新世界より

 見かけのページ数以上に情報量が多くて、思ったよりも時間がかかりましたが、読み終えました。明日ともだちに貸すという約束をしてしまったんですが重くてどうにも持っていくのが厭な貴志祐介の『新世界より』。オチは酷評していいくらいだと思いますが、貴志祐介の例に漏れず中盤はとても面白かったです。こういう気色の作家ではないにしては設定も練ってありました。しかし作品的に合法に12歳健康少年少女のガチホモガチ百合をねばねばと描写するあたりやはりこの人の根幹にあるのは変態的なエログロだと思いますよぼくは!(げっそり
 少しだけ感想みたいなものを置いておきます。一応ネタバレと書いておきます
 オチについては、長編すぎて如何にベテランといえど着地点を間違えてしまったのではないかという感が否めません。
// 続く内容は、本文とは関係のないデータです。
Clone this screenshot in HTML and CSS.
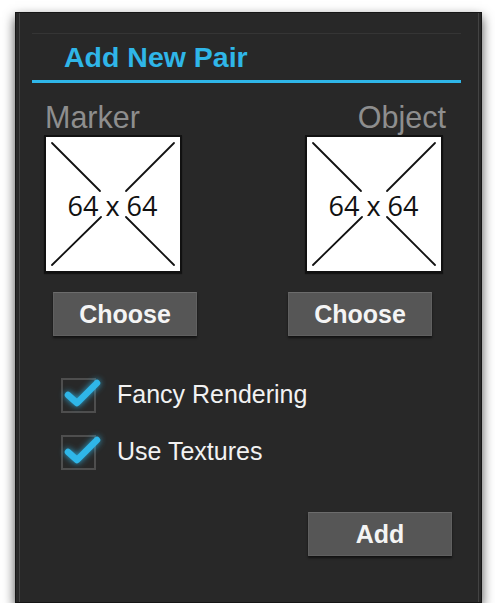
FILE: index.html
```html
<!DOCTYPE html>
<html>
<head>
<meta charset="utf-8">
<link rel="stylesheet" href="styles.css">
</head>
<body>
<div class="panel">
  <div class="inner">
    <div class="header"><div class="title">Add New Pair</div></div>
    <div class="labels"><span>Marker</span><span>Object</span></div>
    <div class="boxes">
      <div class="thumb">
        <svg class="cross" viewBox="0 0 134 134" width="134" height="134">
          <g stroke="#111" stroke-width="1.8" stroke-linecap="round">
            <line x1="6" y1="6" x2="54" y2="54"/>
            <line x1="6" y1="128" x2="55" y2="80"/>
            <line x1="128" y1="6" x2="80" y2="54"/>
            <line x1="128" y1="128" x2="80" y2="80"/>
          </g>
        </svg>
        <span class="dim">64 x 64</span>
      </div>
      <div class="thumb">
        <svg class="cross" viewBox="0 0 134 134" width="134" height="134">
          <g stroke="#111" stroke-width="1.8" stroke-linecap="round">
            <line x1="6" y1="6" x2="54" y2="54"/>
            <line x1="6" y1="128" x2="55" y2="80"/>
            <line x1="128" y1="6" x2="80" y2="54"/>
            <line x1="128" y1="128" x2="80" y2="80"/>
          </g>
        </svg>
        <span class="dim">64 x 64</span>
      </div>
    </div>
    <div class="buttons">
      <div class="btn">Choose</div>
      <div class="btn">Choose</div>
    </div>
    <div class="checks">
      <div class="check-row">
        <div class="cbox">
          <svg class="tick" viewBox="0 0 40 30" width="40" height="30">
            <polyline points="7,17 16,25 36,5" fill="none" stroke="#2fb6e8" stroke-width="6.5" stroke-linecap="round" stroke-linejoin="round"/>
          </svg>
        </div>
        <span class="clabel">Fancy Rendering</span>
      </div>
      <div class="check-row">
        <div class="cbox">
          <svg class="tick" viewBox="0 0 40 30" width="40" height="30">
            <polyline points="7,17 16,25 36,5" fill="none" stroke="#2fb6e8" stroke-width="6.5" stroke-linecap="round" stroke-linejoin="round"/>
          </svg>
        </div>
        <span class="clabel">Use Textures</span>
      </div>
    </div>
    <div class="footer"><div class="btn">Add</div></div>
  </div>
</div>
</body>
</html>
```
FILE: styles.css
```css
html, body {
  margin: 0;
  padding: 0;
  background: #ffffff;
}
body {
  font-family: "Liberation Sans", Arial, sans-serif;
}
.panel {
  box-sizing: border-box;
  margin: 12px 0 0 15px;
  width: 467px;
  height: 591px;
  border: 1px solid #161616;
  background: #282828;
  padding: 0 2px 0 3px;
  box-shadow: 0 5px 11px rgba(0,0,0,0.7);
}
.inner {
  height: 100%;
  border-left: 1px solid #434343;
  border-right: 1px solid #434343;
  display: flex;
  flex-direction: column;
}
.header {
  margin: 20px 17px 0 12px;
  border-top: 1px solid #353535;
  border-bottom: 3px solid #2fb6e8;
  padding: 7px 0 7px 32px;
}
.title {
  font-size: 28.5px;
  line-height: 32px;
  font-weight: bold;
  color: #2fb6e8;
}
.labels {
  margin: 18px 32px 0 25px;
  display: flex;
  justify-content: space-between;
  font-size: 30.5px;
  line-height: 32px;
  color: #8e8e8e;
}
.boxes {
  margin: 2px 35px 0 24px;
  display: flex;
  justify-content: space-between;
}
.thumb {
  position: relative;
  box-sizing: border-box;
  width: 138px;
  height: 138px;
  border: 2px solid #111;
  background: #fff;
  display: flex;
  align-items: center;
  justify-content: center;
  box-shadow: 0 1px 1px rgba(0,0,0,0.5);
}
.cross {
  position: absolute;
  left: 0;
  top: 0;
}
.dim {
  position: relative;
  font-family: "Open Sans", sans-serif;
  font-size: 27px;
  line-height: 30px;
  color: #111;
  margin: 3px 0 0 -1px;
}
.buttons {
  margin: 19px 46px 0 33px;
  display: flex;
  justify-content: space-between;
}
.btn {
  box-sizing: border-box;
  width: 144px;
  height: 44px;
  background: #565656;
  border: 1px solid #606060;
  border-top-color: #6c6c6c;
  box-shadow: 0 2px 2px rgba(0,0,0,0.55);
  color: #f4f4f4;
  font-weight: bold;
  font-size: 25px;
  line-height: 42px;
  text-align: center;
}
.checks {
  margin: 42px 0 0 41px;
  display: flex;
  flex-direction: column;
  gap: 22px;
}
.check-row {
  display: flex;
  align-items: center;
  gap: 21px;
}
.cbox {
  position: relative;
  box-sizing: border-box;
  width: 35px;
  height: 35px;
  border: 2px solid #4e4e4e;
}
.tick {
  position: absolute;
  left: -2px;
  top: -2px;
  overflow: visible;
  filter: drop-shadow(0 0 3px rgba(47,182,232,0.9));
}
.clabel {
  font-size: 25px;
  line-height: 30px;
  color: #f2f2f2;
  margin-top: -4px;
}
.footer {
  margin: 42px 26px 0 0;
  display: flex;
  justify-content: flex-end;
}
```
結局バケネズミにまつわる戦争と倫理で締めてしまっていいのか? という、タイトルと冒頭との釣り合いが全く取れていないことと、あとは締めの文章があまりにも微妙すぎるという直接的な理由とがあります。終わったあとに上巻の冒頭を少し読み直してみても、もっとあからさまな文明崩壊のようなものを予感させるものなので、やはりこの終わり方はどこか消化不良。覚が根のところで残虐な性格であるということに象徴される人間側の悪徳にも触れないで終わってしまって、結局そういう性質を肯定(看過)したままでいいんですかサキちゃんは、って気持ちになりました。悪鬼と業魔の設定はよくできていると思いましたが、それなら覚みたいなのが業魔化する方が、ストーリーとのかかわりはともかくそれっぽくない? とも思いました。とはいえ、業魔化は無差別というのがミソだから、それならやはり別の帰結を呼んでほしいものです。少なくともあれだけ再三殺しを愉しむような描写をしておいて放っておかれっぱなしというのは気持ち悪いです。 それと少し関連して、上巻のはじめの方でやっていた呪力を使ったボードゲームのようなもので、ルールを蹂躙してでも勝ちに固執する人間の存在が相手チームにいることに一同が戦慄したという節がありましたが、あれは伏線でもなんでもなく、やはり単に人間の怖さのようなものを示したかっただけなんでしょうか? 瞬の一件のあとに出てきた結果的にちょいキャラだったクラスメイトなんかが実はあのときの黒幕だったんじゃねとか思って読み進んでいたらただの雪博士になってしまったっきり音沙汰無しでええええって感じでした。
 物語におけるいわゆる「転」の部分は非常にうまいので、長編ゆえに小出しにされて訪れる転はとても楽しめました。特に上巻終わりの瞬の部分はよく書いたなと思います。それと、瞬もそうですが、真理亜と守もあれっきりにするところはやはりちゃんとした小説だと感じました。最近のアニメやラノベが元でしたらあれで終わることは先ずあり得ないでしょうから。ジャンルを抜きにしても、貴志祐介はこういう切捨てのようなものは躊躇ない傾向にあるというのも勿論あるんですが…
 で、原作が終わったのでアニメでも観てみようカナーと思ってニコニコ動画にいったらまさかの第1話有料で愕然としました。1話は無料がデフォだと勝手に思い込んでいたので萎えーんって感じです。どうしよ
 アニメに関しては、キャラデザ確かに可愛すぎだとは思いますが、でもメインターゲットがロリコンショタコンであることを考えたら至極当然かも。アニメでどれだけ描写するかは知らないけど。それよりも全体でも三位四位を争うんじゃないか少なくともカブラギシセイさん(笑)よりかはずっと重要なキャラクターなんじゃないかってくらい活躍したスクィーラの声優が浪川・奇狼丸の声優が平田さんということの方が気になります。平田さんはともかく、へもかわさんだめなんじゃないっすかねこれ

新世界より (上)

新世界より (上)

新世界より (下)

新世界より (下)

 ちなみに最後のページ、
>男の子が生まれたら瞬、女の子が生まれたら真理亜と名付けようと考えている。